Effect of 3D printing parameters and grid shape on geogrid’s tensile and stiffness properties using FDM technique

Polyester, Polyethylene, and Polypropylene are the materials widely used as geosynthetics. The utilization of such plastic products causes significant environmental issues due to their degradation. Addressing the environmental issues arising from the challenges associated with the direct degradation of conventional plastic geogrid. This study evaluated the tensile performance of additively manufactured different-shaped biodegradable Polylactic acid (PLA) geogrids, printed three-dimensionally using the material fused deposition modelling (FDM) technique.
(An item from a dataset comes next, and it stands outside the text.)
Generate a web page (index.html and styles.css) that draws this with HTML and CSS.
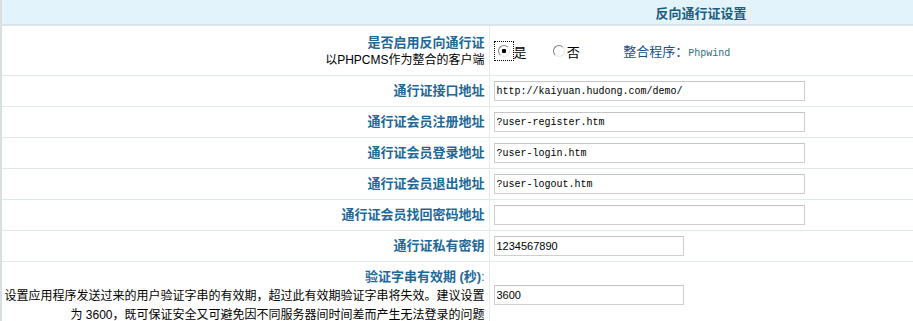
FILE: index.html
```html
<!DOCTYPE html>
<html>
<head>
	<meta charset="utf-8">
	<title>反向通行证设置</title>
	<link rel="stylesheet" href="styles.css">
</head>
<body>

	<table class="settings">
		<tr>
			<th class="head-left"></th>
			<th class="head-title">反向通行证设置</th>
		</tr>
		<tr class="tall">
			<td class="label">
				<strong>是否启用反向通行证</strong><br>
				<span class="note">以PHPCMS作为整合的客户端</span>
			</td>
			<td class="field">
				<span class="focus"><input type="radio" name="enable" class="radio" checked></span><span class="opt">是</span>
				<input type="radio" name="enable" class="radio second"><span class="opt">否</span>
				<span class="program">整合程序：<span class="program-name">Phpwind</span></span>
			</td>
		</tr>
		<tr>
			<td class="label"><strong>通行证接口地址</strong></td>
			<td class="field"><input type="text" class="text long mono" value="http://kaiyuan.hudong.com/demo/"></td>
		</tr>
		<tr>
			<td class="label"><strong>通行证会员注册地址</strong></td>
			<td class="field"><input type="text" class="text long mono" value="?user-register.htm"></td>
		</tr>
		<tr>
			<td class="label"><strong>通行证会员登录地址</strong></td>
			<td class="field"><input type="text" class="text long mono" value="?user-login.htm"></td>
		</tr>
		<tr>
			<td class="label"><strong>通行证会员退出地址</strong></td>
			<td class="field"><input type="text" class="text long mono" value="?user-logout.htm"></td>
		</tr>
		<tr>
			<td class="label"><strong>通行证会员找回密码地址</strong></td>
			<td class="field"><input type="text" class="text long mono" value=""></td>
		</tr>
		<tr>
			<td class="label"><strong>通行证私有密钥</strong></td>
			<td class="field"><input type="text" class="text short" value="1234567890"></td>
		</tr>
		<tr class="last">
			<td class="label">
				<strong>验证字串有效期 (秒)</strong>:<br>
				<span class="note">设置应用程序发送过来的用户验证字串的有效期，超过此有效期验证字串将失效。建议设置<br>为 3600，既可保证安全又可避免因不同服务器间时间差而产生无法登录的问题</span>
			</td>
			<td class="field"><input type="text" class="text short" value="3600"></td>
		</tr>
	</table>

</body>
</html>
```

FILE: styles.css
```css
		body{
			margin: 0;
			font-family: "Liberation Sans", "Noto Sans CJK SC", sans-serif;
			font-size: 12px;
			color: #000;
			background: #fff;
		}

		.settings{
			width: 913px;
			border-collapse: collapse;
			border-left: 2px solid #d7dfe0;
		}

		.settings th{
			height: 24px;
			padding: 0;
			background-color: #e3f3fb;
			border-bottom: 2px solid #d6e6ec;
		}

		.head-left{
			width: 487px;
		}

		.head-title{
			font-size: 13px;
			font-weight: bold;
			color: #1b5d80;
			text-align: center;
		}

		.settings td{
			height: 30px;
			padding: 0;
			border-bottom: 1px solid #e0e8ea;
			vertical-align: middle;
		}

		.settings tr.tall td{
			height: 47px;
		}

		.settings tr.last td{
			height: 62px;
			border-bottom: none;
		}

		.label{
			text-align: right;
			padding-right: 4px !important;
			border-right: 1px solid #e6ecee;
			line-height: 17px;
		}

		.label strong{
			font-size: 13px;
			color: #1d6897;
		}

		.tall .label{
			padding-top: 2px !important;
		}

		.last .label{
			line-height: 19px;
			padding-top: 3px !important;
			color: #1d6897;
		}

		.note{
			color: #000;
			font-size: 12px;
		}

		.field{
			padding-left: 4px !important;
		}

		.text{
			box-sizing: border-box;
			height: 20px;
			border: 1px solid #cfcfcf;
			border-top-color: #c4c4c4;
			padding: 0 2px;
			margin: 0;
			font-family: "Liberation Sans", sans-serif;
			font-size: 11px;
			color: #000;
			display: block;
		}

		.mono{
			font-family: "Liberation Mono", monospace;
			font-size: 10px;
		}

		.long{
			width: 311px;
		}

		.short{
			width: 190px;
		}

		.focus{
			display: inline-block;
			vertical-align: middle;
			border: 1px dotted #000;
			padding: 3px;
			line-height: 0;
		}

		.radio{
			appearance: none;
			-webkit-appearance: none;
			width: 12px;
			height: 12px;
			margin: 0;
			border-radius: 50%;
			border: 1px solid;
			border-color: #808080 #e8e8e8 #e8e8e8 #808080;
			background: #fff;
			vertical-align: middle;
		}

		.radio:checked{
			background: radial-gradient(circle, #000 0 2px, #fff 2.5px);
		}

		.second{
			margin-left: 23px;
			margin-right: 2px;
		}

		.opt{
			vertical-align: middle;
			font-size: 13px;
		}

		.program{
			margin-left: 40px;
			color: #204f86;
			font-size: 13px;
			vertical-align: middle;
		}

		.program-name{
			font-family: "Liberation Mono", monospace;
			font-size: 10px;
			color: #2f6f7c;
		}
```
The printed specimens underwent tensile loading at rates ranging from 2 to 20 mm/min until failure. The parameters investigated include the shape of the grid (uniaxial, biaxial, and Inter AX), the filling pattern, filling ratio, filling form, and tensile rate. The findings indicated that the specimens’ failure was brittle and not contingent upon any particular geometrical configuration or alterations. The onset of failure consistently stemmed from the junctions. The InterAX geogrid exhibited the lowest tensile strength and highest strain, while uniaxial and biaxial strengths are dependent on the tensile rate. The tensile strength of Gyroid patterns of all shapes of grid increases with increasing filling ratio. With the increase in filling ratios, the tensile strength of the line pattern first increased and then decreased. The line 0 0 attained peak strength at 50% filling ratio and Gyroid 0 0 at 30% filling ratio, with common ultimate strength at 38% (line 0 o & 45 o ) and 51% (Gyroid 0 o &45 o ). InterAX geogrid shows the lowest stiffness as compared to Uniaxial and Biaxial geogrids.